Avevo dimenticato tutto. Libro, occhiali, soldi, documenti. Se mi fermavano ero nessuno.
Anche se non mi fermavano, in realtà. Tra la folla della qurantasettesima o della cinquantesima ero comunque chiunque. Che è peggio di nessuno.

New York mi ha odiata per averle dato il Buongiorno in italiano.

Poi le cose si sono arrotolate su se stesse, hanno preso un forma color ocra e blu e gialla, soprattutto una forma gialla.
E abbiamo camminato ovunque, io e altri due piedi finalmente italiani.

È capitato che a volevo tornare in Italia a mezzogiorno.

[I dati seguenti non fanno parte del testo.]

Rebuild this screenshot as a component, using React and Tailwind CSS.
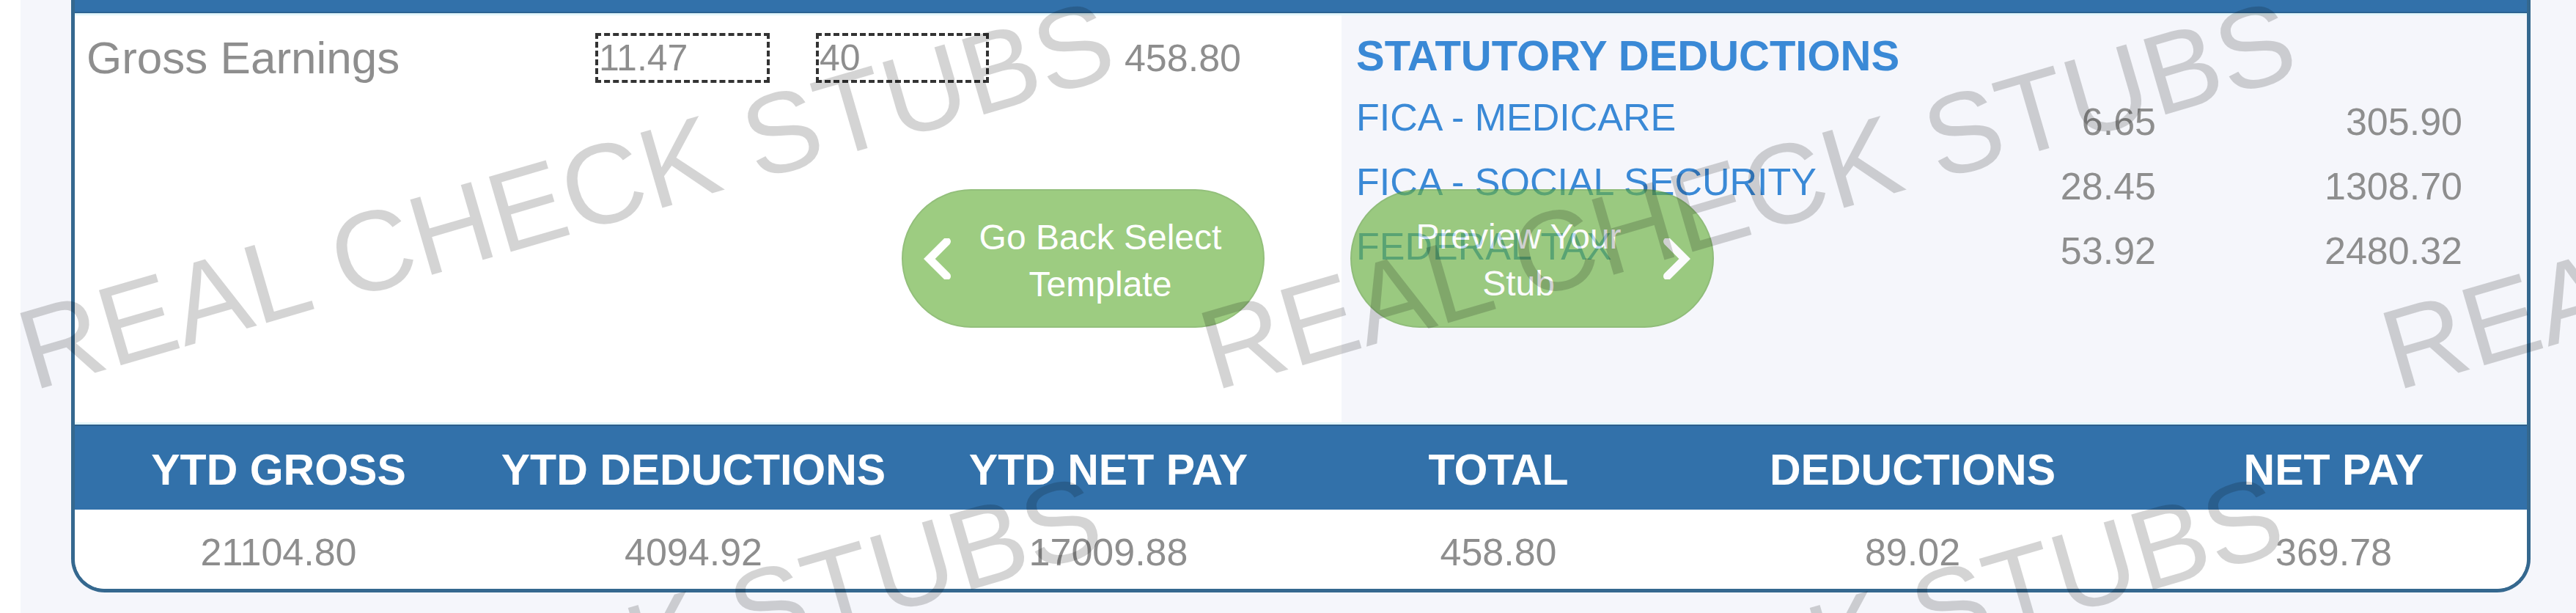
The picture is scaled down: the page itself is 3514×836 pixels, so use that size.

Cose che se non lo fai subito stai male.
La sera invece, al ritorno verso casa ci avevo già ripensato. Cose che è meglio non ripensarci più.

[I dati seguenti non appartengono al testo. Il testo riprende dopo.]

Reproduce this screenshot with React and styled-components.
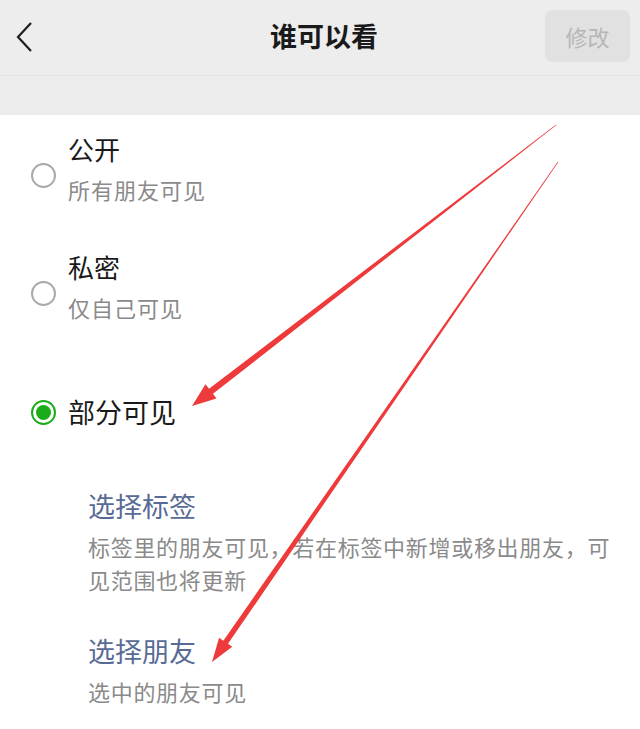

Ora io lo so, sono i treni che fanno cambiare idea. I treni o i colori.
Ma parliamo dei treni.
Basta sedersi non al solito posto, sbadigliare,
cambiare punto di vista,
iniziare a scarabocchiare il volto del vicino di fronte su un block notes
ed ecco,
domani pizza all together, con sconosciuti che sconosciuti non sono più.
Ora perdonami grande mela, accetto tutto. Davvero, anche il caffè acquatico, ma ti prego,
ti prego in inglese
se preferisci,
ma non farmi perdere più.

Non serve che tu mi nasconda,
da chi poi? Lasciami pure in vista.
Tanto
in Italia ancora, ancora non ci torno.

 

#1

Si parlava finalmente, oggi a tavola. Il clima sembrava quello friulano, tipico della polenta, formaggio e vinello. Senza polenta, formaggio e vinello ovviamente. Al massimo il parmigiano sopra il petto di pollo.
L’importante era commentare dunque, dopo il quarto d’ora sulla tragedia di Boston il discorso è virato all’Influenza suina che sembra riapparsa. Poi qualcuno ha sfiorato la politica italiana, probabilmente perché dopo molto tempo c’ero a cena pure io.

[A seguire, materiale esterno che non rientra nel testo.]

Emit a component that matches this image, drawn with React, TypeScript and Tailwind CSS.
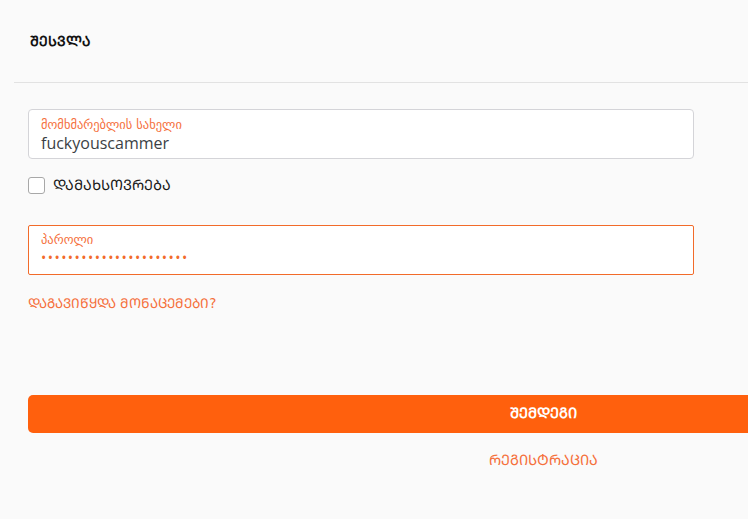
import React from 'react';

// Mkhedruli -> Mtavruli (capital Georgian)
const caps = (s: string) =>
  Array.from(s)
    .map((c) => {
      const code = c.charCodeAt(0);
      return code >= 0x10d0 && code <= 0x10fa ? String.fromCharCode(code + 0x0bc0) : c;
    })
    .join('');

const App: React.FC = () => {
  return (
    <div className="min-h-screen w-full overflow-hidden bg-[#fafafa] font-['DejaVu_Sans','Noto_Sans',sans-serif]">
      <div className="ml-[14px] h-[83px] flex items-center border-b border-[#e2e2e2] pl-[16px]">
        <h1 className="text-[14px] font-bold text-[#111]">{caps('შესვლა')}</h1>
      </div>

      <div className="w-[1058px] pl-[28px] pt-[26px]">
        <div className="w-[666px] h-[50px] rounded-[4px] border border-[#d4d4d8] bg-white px-[12px] pt-[6px]">
          <div className="text-[12.5px] leading-[17px] text-[#f5703c]">მომხმარებლის სახელი</div>
          <div className="text-[16px] leading-[21px] text-[#3b3f45] font-['Open_Sans',sans-serif]">fuckyouscammer</div>
        </div>

        <label className="mt-[16px] flex items-center gap-[8px]">
          <span className="w-[17px] h-[17px] rounded-[3px] border border-[#a8a8a8] bg-white" />
          <span className="text-[14.5px] text-[#1a1a1a]">{caps('დამახსოვრება')}</span>
        </label>

        <div className="mt-[28px] w-[666px] h-[50px] rounded-[2px] border border-[#f26b2a] bg-white px-[12px] pt-[5px]">
          <div className="text-[12.5px] leading-[17px] text-[#f5703c]">პაროლი</div>
          <div className="text-[14px] leading-[20px] tracking-[1.45px] text-[#f26b2a] font-['Open_Sans',sans-serif]">
            ••••••••••••••••••••••
          </div>
        </div>

        <a className="mt-[18px] block text-[13.5px] leading-[20px] text-[#f5703c]">{caps('დაგავიწყდა მონაცემები?')}</a>

        <button className="mt-[82px] w-full h-[38px] rounded-[5px] bg-[#ff600d] text-[14.5px] font-bold text-white">
          {caps('შემდეგი')}
        </button>

        <div className="mt-[17px] text-center text-[14.5px] text-[#f5703c]">{caps('რეგისტრაცია')}</div>
      </div>
    </div>
  );
};

export default App;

Hanno pensato di coinvolgermi nel discorso chiedendomi se fosse Grillo, Berlusconi o quello ultimo, quello da qualche giorno in pensione, il comico.

Ho posato forchetta e mani sulla tovaglia e non sapendo proprio come gestire il mio inglese ho risposto che ognuno a modo proprio ha collaborato a farci venire le lacrime.

Non hanno capito, ma hanno riso, riso fino alle lacrime finchè non hanno capito.